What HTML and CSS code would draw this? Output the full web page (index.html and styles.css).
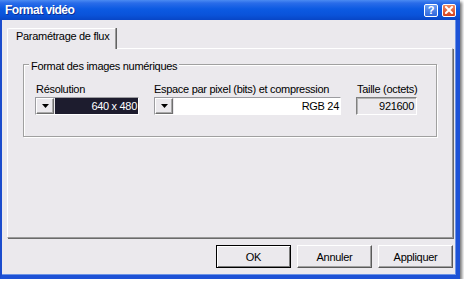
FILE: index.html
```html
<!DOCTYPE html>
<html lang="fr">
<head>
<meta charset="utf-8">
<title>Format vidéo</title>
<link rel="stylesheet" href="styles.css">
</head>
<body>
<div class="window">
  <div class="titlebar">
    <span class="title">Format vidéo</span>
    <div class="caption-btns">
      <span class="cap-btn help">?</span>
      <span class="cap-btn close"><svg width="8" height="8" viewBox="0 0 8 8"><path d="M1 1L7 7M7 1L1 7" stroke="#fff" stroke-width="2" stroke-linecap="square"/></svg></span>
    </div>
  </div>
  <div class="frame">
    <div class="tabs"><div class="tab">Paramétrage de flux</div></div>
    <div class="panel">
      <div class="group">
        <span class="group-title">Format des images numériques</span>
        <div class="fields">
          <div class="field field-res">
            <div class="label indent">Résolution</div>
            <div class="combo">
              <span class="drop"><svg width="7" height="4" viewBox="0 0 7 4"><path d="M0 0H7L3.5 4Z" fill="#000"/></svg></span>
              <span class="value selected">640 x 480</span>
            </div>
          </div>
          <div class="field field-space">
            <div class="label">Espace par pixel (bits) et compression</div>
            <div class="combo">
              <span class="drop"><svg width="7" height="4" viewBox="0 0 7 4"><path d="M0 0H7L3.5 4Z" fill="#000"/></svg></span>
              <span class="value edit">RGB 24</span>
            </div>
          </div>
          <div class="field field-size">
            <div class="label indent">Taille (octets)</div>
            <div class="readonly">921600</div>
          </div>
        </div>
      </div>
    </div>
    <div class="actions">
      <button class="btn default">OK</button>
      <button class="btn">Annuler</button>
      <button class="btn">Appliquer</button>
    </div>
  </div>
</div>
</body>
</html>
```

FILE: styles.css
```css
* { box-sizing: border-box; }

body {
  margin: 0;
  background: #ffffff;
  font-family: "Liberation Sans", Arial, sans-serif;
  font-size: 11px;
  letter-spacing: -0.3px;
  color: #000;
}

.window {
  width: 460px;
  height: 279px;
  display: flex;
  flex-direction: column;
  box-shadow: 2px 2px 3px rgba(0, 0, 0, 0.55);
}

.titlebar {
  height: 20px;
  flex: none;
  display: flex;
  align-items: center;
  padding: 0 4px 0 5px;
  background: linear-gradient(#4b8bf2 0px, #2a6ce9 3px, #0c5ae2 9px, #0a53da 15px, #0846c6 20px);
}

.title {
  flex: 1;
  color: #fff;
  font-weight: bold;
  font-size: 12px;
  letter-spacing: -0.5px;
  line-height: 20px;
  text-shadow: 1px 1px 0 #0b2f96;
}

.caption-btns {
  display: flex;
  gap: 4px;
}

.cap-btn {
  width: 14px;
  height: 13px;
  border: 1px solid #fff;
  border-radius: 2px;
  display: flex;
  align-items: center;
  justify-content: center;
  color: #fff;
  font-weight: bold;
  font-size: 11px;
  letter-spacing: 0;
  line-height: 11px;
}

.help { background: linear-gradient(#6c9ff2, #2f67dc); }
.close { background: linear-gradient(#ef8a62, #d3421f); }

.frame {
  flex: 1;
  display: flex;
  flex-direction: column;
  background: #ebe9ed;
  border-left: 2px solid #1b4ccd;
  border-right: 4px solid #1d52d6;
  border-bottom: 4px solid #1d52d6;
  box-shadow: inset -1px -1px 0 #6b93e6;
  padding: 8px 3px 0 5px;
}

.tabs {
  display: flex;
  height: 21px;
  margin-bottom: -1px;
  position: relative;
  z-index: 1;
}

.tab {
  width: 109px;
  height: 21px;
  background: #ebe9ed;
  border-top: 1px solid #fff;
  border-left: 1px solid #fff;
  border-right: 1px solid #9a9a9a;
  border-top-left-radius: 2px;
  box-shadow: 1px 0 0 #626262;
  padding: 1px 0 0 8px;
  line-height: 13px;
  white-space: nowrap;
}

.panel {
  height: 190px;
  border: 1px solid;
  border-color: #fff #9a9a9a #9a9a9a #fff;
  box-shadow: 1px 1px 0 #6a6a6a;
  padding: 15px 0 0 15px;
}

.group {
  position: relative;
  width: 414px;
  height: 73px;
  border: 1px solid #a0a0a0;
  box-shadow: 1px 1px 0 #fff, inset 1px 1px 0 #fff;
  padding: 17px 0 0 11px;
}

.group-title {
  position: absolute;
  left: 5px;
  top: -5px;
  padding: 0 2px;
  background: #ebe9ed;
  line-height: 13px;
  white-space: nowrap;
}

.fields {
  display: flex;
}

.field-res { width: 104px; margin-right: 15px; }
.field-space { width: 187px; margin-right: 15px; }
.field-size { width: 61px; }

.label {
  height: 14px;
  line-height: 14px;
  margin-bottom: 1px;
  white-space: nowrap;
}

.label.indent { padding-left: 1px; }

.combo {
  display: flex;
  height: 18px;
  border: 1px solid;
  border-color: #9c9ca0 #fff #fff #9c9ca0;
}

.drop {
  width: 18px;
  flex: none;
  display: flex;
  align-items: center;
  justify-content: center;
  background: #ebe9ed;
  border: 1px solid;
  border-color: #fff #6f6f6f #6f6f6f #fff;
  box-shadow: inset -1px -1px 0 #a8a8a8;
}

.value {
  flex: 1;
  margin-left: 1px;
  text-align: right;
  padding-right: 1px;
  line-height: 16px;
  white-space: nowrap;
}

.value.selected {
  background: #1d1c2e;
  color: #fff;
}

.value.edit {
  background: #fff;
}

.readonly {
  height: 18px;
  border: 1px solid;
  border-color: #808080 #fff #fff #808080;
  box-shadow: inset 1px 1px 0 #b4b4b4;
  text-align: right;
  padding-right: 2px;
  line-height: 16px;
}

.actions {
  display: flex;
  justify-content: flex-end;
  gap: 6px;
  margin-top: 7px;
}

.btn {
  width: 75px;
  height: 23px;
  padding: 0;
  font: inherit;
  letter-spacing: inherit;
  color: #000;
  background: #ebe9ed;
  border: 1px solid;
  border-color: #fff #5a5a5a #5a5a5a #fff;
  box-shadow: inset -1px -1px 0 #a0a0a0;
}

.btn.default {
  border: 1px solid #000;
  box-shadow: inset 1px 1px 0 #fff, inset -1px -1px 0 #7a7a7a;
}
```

□ □ □ □

▶ DO THIS
Word for word, quote the lines above. Omit the pictures.

▶ TASK OUTPUT
What HTML and CSS code would draw this? Output the full web page (index.html and styles.css).
FILE: index.html
```html
<!DOCTYPE html>
<html lang="fr">
<head>
<meta charset="utf-8">
<title>Format vidéo</title>
<link rel="stylesheet" href="styles.css">
</head>
<body>
<div class="window">
  <div class="titlebar">
    <span class="title">Format vidéo</span>
    <div class="caption-btns">
      <span class="cap-btn help">?</span>
      <span class="cap-btn close"><svg width="8" height="8" viewBox="0 0 8 8"><path d="M1 1L7 7M7 1L1 7" stroke="#fff" stroke-width="2" stroke-linecap="square"/></svg></span>
    </div>
  </div>
  <div class="frame">
    <div class="tabs"><div class="tab">Paramétrage de flux</div></div>
    <div class="panel">
      <div class="group">
        <span class="group-title">Format des images numériques</span>
        <div class="fields">
          <div class="field field-res">
            <div class="label indent">Résolution</div>
            <div class="combo">
              <span class="drop"><svg width="7" height="4" viewBox="0 0 7 4"><path d="M0 0H7L3.5 4Z" fill="#000"/></svg></span>
              <span class="value selected">640 x 480</span>
            </div>
          </div>
          <div class="field field-space">
            <div class="label">Espace par pixel (bits) et compression</div>
            <div class="combo">
              <span class="drop"><svg width="7" height="4" viewBox="0 0 7 4"><path d="M0 0H7L3.5 4Z" fill="#000"/></svg></span>
              <span class="value edit">RGB 24</span>
            </div>
          </div>
          <div class="field field-size">
            <div class="label indent">Taille (octets)</div>
            <div class="readonly">921600</div>
          </div>
        </div>
      </div>
    </div>
    <div class="actions">
      <button class="btn default">OK</button>
      <button class="btn">Annuler</button>
      <button class="btn">Appliquer</button>
    </div>
  </div>
</div>
</body>
</html>
```

FILE: styles.css
```css
* { box-sizing: border-box; }

body {
  margin: 0;
  background: #ffffff;
  font-family: "Liberation Sans", Arial, sans-serif;
  font-size: 11px;
  letter-spacing: -0.3px;
  color: #000;
}

.window {
  width: 460px;
  height: 279px;
  display: flex;
  flex-direction: column;
  box-shadow: 2px 2px 3px rgba(0, 0, 0, 0.55);
}

.titlebar {
  height: 20px;
  flex: none;
  display: flex;
  align-items: center;
  padding: 0 4px 0 5px;
  background: linear-gradient(#4b8bf2 0px, #2a6ce9 3px, #0c5ae2 9px, #0a53da 15px, #0846c6 20px);
}

.title {
  flex: 1;
  color: #fff;
  font-weight: bold;
  font-size: 12px;
  letter-spacing: -0.5px;
  line-height: 20px;
  text-shadow: 1px 1px 0 #0b2f96;
}

.caption-btns {
  display: flex;
  gap: 4px;
}

.cap-btn {
  width: 14px;
  height: 13px;
  border: 1px solid #fff;
  border-radius: 2px;
  display: flex;
  align-items: center;
  justify-content: center;
  color: #fff;
  font-weight: bold;
  font-size: 11px;
  letter-spacing: 0;
  line-height: 11px;
}

.help { background: linear-gradient(#6c9ff2, #2f67dc); }
.close { background: linear-gradient(#ef8a62, #d3421f); }

.frame {
  flex: 1;
  display: flex;
  flex-direction: column;
  background: #ebe9ed;
  border-left: 2px solid #1b4ccd;
  border-right: 4px solid #1d52d6;
  border-bottom: 4px solid #1d52d6;
  box-shadow: inset -1px -1px 0 #6b93e6;
  padding: 8px 3px 0 5px;
}

.tabs {
  display: flex;
  height: 21px;
  margin-bottom: -1px;
  position: relative;
  z-index: 1;
}

.tab {
  width: 109px;
  height: 21px;
  background: #ebe9ed;
  border-top: 1px solid #fff;
  border-left: 1px solid #fff;
  border-right: 1px solid #9a9a9a;
  border-top-left-radius: 2px;
  box-shadow: 1px 0 0 #626262;
  padding: 1px 0 0 8px;
  line-height: 13px;
  white-space: nowrap;
}

.panel {
  height: 190px;
  border: 1px solid;
  border-color: #fff #9a9a9a #9a9a9a #fff;
  box-shadow: 1px 1px 0 #6a6a6a;
  padding: 15px 0 0 15px;
}

.group {
  position: relative;
  width: 414px;
  height: 73px;
  border: 1px solid #a0a0a0;
  box-shadow: 1px 1px 0 #fff, inset 1px 1px 0 #fff;
  padding: 17px 0 0 11px;
}

.group-title {
  position: absolute;
  left: 5px;
  top: -5px;
  padding: 0 2px;
  background: #ebe9ed;
  line-height: 13px;
  white-space: nowrap;
}

.fields {
  display: flex;
}

.field-res { width: 104px; margin-right: 15px; }
.field-space { width: 187px; margin-right: 15px; }
.field-size { width: 61px; }

.label {
  height: 14px;
  line-height: 14px;
  margin-bottom: 1px;
  white-space: nowrap;
}

.label.indent { padding-left: 1px; }

.combo {
  display: flex;
  height: 18px;
  border: 1px solid;
  border-color: #9c9ca0 #fff #fff #9c9ca0;
}

.drop {
  width: 18px;
  flex: none;
  display: flex;
  align-items: center;
  justify-content: center;
  background: #ebe9ed;
  border: 1px solid;
  border-color: #fff #6f6f6f #6f6f6f #fff;
  box-shadow: inset -1px -1px 0 #a8a8a8;
}

.value {
  flex: 1;
  margin-left: 1px;
  text-align: right;
  padding-right: 1px;
  line-height: 16px;
  white-space: nowrap;
}

.value.selected {
  background: #1d1c2e;
  color: #fff;
}

.value.edit {
  background: #fff;
}

.readonly {
  height: 18px;
  border: 1px solid;
  border-color: #808080 #fff #fff #808080;
  box-shadow: inset 1px 1px 0 #b4b4b4;
  text-align: right;
  padding-right: 2px;
  line-height: 16px;
}

.actions {
  display: flex;
  justify-content: flex-end;
  gap: 6px;
  margin-top: 7px;
}

.btn {
  width: 75px;
  height: 23px;
  padding: 0;
  font: inherit;
  letter-spacing: inherit;
  color: #000;
  background: #ebe9ed;
  border: 1px solid;
  border-color: #fff #5a5a5a #5a5a5a #fff;
  box-shadow: inset -1px -1px 0 #a0a0a0;
}

.btn.default {
  border: 1px solid #000;
  box-shadow: inset 1px 1px 0 #fff, inset -1px -1px 0 #7a7a7a;
}
```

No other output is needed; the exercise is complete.